→ **DIRECTIONS FOR THIS TASK**
Show, in full, each line of the data that contains "components".

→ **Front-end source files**

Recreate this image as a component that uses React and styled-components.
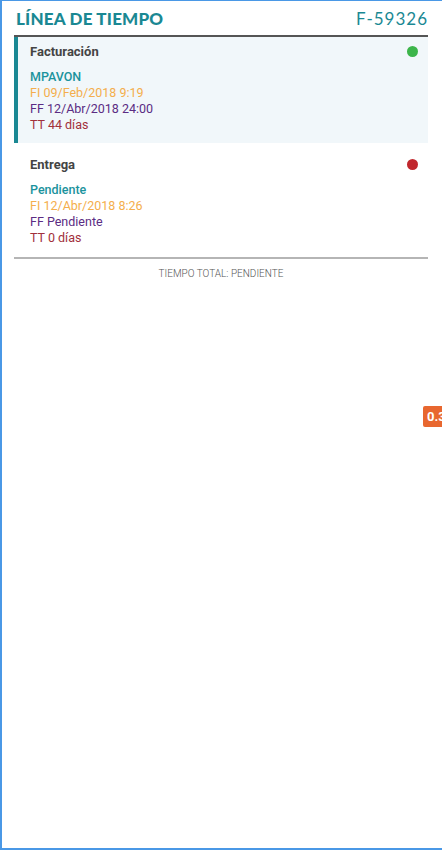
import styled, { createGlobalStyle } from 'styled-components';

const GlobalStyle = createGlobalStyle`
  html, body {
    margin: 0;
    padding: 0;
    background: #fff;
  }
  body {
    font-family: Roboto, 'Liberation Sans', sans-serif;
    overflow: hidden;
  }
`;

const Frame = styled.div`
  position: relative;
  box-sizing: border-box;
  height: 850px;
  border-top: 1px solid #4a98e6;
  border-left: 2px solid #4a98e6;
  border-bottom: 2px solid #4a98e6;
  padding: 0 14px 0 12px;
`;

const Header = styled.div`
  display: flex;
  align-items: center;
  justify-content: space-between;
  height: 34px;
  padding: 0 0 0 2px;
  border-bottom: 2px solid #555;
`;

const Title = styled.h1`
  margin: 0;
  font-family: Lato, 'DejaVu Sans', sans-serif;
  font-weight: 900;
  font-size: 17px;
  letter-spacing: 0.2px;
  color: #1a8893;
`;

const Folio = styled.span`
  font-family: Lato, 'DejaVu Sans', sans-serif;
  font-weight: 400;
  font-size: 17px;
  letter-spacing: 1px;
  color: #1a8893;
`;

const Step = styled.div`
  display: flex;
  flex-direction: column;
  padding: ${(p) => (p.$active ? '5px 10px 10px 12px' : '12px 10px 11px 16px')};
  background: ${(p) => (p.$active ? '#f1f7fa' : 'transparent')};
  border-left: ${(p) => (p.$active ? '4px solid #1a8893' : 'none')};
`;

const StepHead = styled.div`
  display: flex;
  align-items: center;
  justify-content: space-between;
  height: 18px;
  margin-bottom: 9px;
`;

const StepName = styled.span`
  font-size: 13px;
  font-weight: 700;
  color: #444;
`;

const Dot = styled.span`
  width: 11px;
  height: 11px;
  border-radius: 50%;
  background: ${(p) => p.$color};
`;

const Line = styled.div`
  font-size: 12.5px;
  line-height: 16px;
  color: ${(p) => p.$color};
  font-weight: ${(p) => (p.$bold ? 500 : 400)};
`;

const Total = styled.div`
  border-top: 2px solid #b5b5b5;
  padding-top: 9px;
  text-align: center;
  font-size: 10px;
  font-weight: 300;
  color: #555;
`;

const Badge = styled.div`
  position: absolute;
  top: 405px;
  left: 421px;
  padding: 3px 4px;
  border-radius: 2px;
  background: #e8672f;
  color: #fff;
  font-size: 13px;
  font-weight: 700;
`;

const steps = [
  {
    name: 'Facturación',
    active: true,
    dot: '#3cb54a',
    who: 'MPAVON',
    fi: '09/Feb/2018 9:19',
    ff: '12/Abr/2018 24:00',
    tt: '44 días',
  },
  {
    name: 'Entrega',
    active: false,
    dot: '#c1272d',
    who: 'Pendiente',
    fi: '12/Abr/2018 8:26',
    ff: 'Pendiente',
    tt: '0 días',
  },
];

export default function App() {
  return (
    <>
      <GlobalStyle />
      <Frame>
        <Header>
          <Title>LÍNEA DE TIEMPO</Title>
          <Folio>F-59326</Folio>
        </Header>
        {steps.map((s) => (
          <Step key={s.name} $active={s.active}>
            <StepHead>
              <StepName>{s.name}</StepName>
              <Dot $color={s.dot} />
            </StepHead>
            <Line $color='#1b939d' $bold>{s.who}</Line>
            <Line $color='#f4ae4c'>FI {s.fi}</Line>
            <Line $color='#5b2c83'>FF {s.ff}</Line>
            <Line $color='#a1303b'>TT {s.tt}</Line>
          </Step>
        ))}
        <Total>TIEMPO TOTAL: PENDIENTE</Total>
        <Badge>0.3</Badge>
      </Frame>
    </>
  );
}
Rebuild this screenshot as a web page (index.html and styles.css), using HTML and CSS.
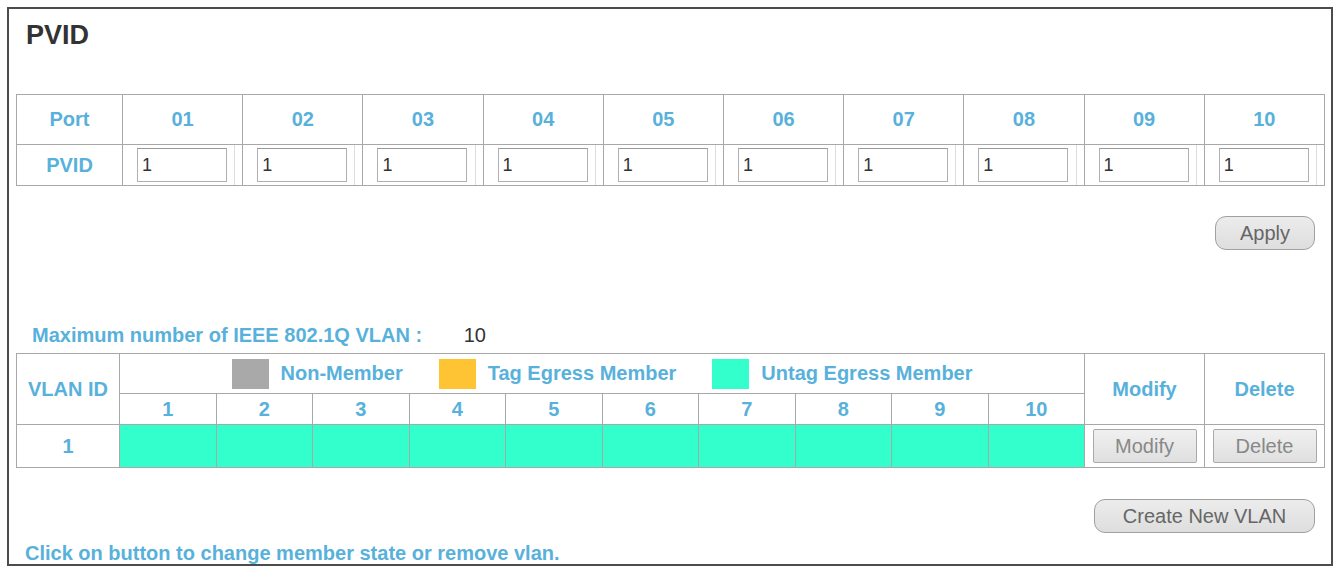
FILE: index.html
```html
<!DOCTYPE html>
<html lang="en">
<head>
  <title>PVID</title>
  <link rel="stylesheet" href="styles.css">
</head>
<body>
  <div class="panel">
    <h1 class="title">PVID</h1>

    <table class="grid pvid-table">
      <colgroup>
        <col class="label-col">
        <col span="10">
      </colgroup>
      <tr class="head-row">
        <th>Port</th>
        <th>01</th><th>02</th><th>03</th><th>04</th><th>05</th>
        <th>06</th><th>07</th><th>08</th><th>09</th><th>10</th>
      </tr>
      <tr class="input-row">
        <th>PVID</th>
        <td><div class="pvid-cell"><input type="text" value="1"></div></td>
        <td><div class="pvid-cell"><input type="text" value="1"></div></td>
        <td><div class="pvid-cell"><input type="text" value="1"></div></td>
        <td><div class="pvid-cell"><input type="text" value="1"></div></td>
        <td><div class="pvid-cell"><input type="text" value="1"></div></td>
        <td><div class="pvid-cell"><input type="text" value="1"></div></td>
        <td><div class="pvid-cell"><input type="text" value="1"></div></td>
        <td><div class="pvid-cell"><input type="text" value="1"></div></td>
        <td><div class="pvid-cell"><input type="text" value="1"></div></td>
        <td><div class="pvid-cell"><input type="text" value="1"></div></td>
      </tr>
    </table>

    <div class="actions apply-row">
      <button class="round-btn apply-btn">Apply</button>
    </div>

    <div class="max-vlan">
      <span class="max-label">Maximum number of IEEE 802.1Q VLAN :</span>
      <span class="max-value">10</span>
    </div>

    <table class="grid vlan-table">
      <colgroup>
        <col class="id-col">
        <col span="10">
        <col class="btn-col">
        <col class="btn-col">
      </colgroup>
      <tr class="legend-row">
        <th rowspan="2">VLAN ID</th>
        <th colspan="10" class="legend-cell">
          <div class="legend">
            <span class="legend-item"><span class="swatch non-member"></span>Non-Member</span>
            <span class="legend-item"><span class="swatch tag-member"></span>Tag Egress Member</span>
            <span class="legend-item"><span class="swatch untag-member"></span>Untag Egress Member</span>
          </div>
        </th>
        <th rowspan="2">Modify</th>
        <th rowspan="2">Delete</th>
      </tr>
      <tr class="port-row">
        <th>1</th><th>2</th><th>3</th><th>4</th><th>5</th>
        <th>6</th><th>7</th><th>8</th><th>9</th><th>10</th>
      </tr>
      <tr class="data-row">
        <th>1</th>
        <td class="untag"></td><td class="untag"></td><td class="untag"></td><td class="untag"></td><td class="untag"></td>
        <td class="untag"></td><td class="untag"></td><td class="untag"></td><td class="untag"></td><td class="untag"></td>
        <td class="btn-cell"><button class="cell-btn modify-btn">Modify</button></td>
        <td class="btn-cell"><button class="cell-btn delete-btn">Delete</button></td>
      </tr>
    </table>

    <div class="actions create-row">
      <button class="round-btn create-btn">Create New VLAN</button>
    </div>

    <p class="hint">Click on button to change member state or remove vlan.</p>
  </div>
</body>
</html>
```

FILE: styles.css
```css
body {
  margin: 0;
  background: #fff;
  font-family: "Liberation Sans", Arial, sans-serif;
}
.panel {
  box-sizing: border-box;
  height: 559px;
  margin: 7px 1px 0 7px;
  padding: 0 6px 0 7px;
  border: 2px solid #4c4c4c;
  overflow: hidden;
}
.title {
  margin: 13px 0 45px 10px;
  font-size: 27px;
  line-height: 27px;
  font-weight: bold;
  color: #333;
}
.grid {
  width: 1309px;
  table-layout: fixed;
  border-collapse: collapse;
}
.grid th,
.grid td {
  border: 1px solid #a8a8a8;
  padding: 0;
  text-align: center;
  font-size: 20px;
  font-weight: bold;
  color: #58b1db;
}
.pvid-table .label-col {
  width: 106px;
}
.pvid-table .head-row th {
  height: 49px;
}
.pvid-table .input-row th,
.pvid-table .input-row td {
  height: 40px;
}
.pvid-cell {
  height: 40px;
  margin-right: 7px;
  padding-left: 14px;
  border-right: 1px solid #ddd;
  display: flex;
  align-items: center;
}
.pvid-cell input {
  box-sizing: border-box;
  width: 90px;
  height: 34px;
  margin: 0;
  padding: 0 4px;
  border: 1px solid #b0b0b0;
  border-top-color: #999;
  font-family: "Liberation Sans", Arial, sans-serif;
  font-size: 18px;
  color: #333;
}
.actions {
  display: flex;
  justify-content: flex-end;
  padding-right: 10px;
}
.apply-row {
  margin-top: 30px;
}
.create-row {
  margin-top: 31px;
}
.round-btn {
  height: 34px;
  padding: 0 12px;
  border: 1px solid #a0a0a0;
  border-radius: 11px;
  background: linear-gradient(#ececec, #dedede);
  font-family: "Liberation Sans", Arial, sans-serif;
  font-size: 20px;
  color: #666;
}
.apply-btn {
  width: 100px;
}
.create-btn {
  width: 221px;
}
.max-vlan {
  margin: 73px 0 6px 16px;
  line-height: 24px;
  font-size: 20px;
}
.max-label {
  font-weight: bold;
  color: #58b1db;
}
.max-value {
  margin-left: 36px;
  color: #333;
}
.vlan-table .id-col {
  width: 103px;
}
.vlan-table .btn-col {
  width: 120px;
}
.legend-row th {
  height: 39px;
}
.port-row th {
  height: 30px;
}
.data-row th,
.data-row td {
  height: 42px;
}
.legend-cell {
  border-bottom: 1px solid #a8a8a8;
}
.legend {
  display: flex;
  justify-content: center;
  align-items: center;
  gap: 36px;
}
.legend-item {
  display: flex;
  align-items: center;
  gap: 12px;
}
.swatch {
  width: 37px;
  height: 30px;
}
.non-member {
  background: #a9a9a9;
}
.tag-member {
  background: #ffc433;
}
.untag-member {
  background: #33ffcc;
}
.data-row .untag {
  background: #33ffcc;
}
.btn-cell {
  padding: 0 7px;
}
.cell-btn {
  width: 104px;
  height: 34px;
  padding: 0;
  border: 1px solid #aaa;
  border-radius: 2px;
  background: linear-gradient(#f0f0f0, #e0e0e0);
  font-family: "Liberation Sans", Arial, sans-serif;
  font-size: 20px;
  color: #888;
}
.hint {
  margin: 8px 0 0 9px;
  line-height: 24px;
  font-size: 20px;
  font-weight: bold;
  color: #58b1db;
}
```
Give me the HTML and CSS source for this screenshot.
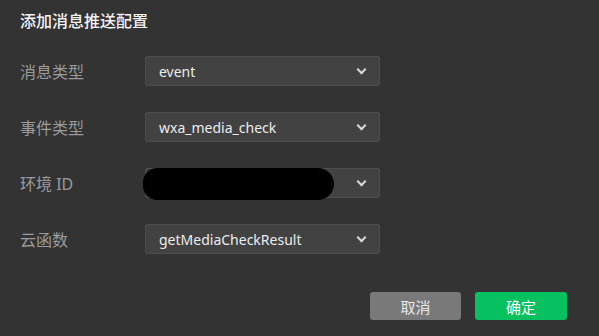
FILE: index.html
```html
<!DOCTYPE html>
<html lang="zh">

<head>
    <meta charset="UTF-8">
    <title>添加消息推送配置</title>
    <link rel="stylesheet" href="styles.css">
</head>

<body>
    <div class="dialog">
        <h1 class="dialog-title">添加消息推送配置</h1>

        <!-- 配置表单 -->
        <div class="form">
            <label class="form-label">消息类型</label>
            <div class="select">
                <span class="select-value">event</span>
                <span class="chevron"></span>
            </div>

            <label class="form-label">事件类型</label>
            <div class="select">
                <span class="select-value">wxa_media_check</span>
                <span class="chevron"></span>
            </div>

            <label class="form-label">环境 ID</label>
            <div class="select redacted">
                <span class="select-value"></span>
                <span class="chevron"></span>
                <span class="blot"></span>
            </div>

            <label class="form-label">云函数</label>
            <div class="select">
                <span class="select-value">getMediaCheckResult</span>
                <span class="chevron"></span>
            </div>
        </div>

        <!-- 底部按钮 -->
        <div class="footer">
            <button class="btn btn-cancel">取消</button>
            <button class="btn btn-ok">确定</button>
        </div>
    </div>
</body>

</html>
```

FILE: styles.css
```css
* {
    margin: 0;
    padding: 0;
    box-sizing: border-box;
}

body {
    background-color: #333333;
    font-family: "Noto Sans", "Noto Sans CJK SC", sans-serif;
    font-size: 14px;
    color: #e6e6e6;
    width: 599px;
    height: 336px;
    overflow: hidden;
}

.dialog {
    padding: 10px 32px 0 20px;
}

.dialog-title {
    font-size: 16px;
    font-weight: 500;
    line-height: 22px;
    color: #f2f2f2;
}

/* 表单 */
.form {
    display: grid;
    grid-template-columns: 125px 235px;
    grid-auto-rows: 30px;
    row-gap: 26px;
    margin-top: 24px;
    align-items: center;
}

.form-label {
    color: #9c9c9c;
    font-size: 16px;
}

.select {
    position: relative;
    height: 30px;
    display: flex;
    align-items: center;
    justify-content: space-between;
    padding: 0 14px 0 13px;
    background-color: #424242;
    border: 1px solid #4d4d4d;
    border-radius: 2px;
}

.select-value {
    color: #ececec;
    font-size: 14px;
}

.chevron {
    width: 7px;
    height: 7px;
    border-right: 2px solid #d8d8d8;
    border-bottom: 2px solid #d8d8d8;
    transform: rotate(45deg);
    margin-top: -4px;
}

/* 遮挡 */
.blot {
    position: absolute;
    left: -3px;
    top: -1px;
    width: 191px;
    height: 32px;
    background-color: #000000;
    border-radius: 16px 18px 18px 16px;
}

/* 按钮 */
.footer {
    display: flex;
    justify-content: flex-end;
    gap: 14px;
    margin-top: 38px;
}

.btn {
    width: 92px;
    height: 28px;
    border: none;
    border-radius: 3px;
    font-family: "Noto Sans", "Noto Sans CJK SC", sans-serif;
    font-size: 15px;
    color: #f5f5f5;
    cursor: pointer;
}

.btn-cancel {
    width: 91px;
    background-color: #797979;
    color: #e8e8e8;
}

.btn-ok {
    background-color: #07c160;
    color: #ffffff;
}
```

→ **FULL OUTPUT**
Recreate this image as a component that uses React and styled-components.
import styled, { createGlobalStyle } from 'styled-components';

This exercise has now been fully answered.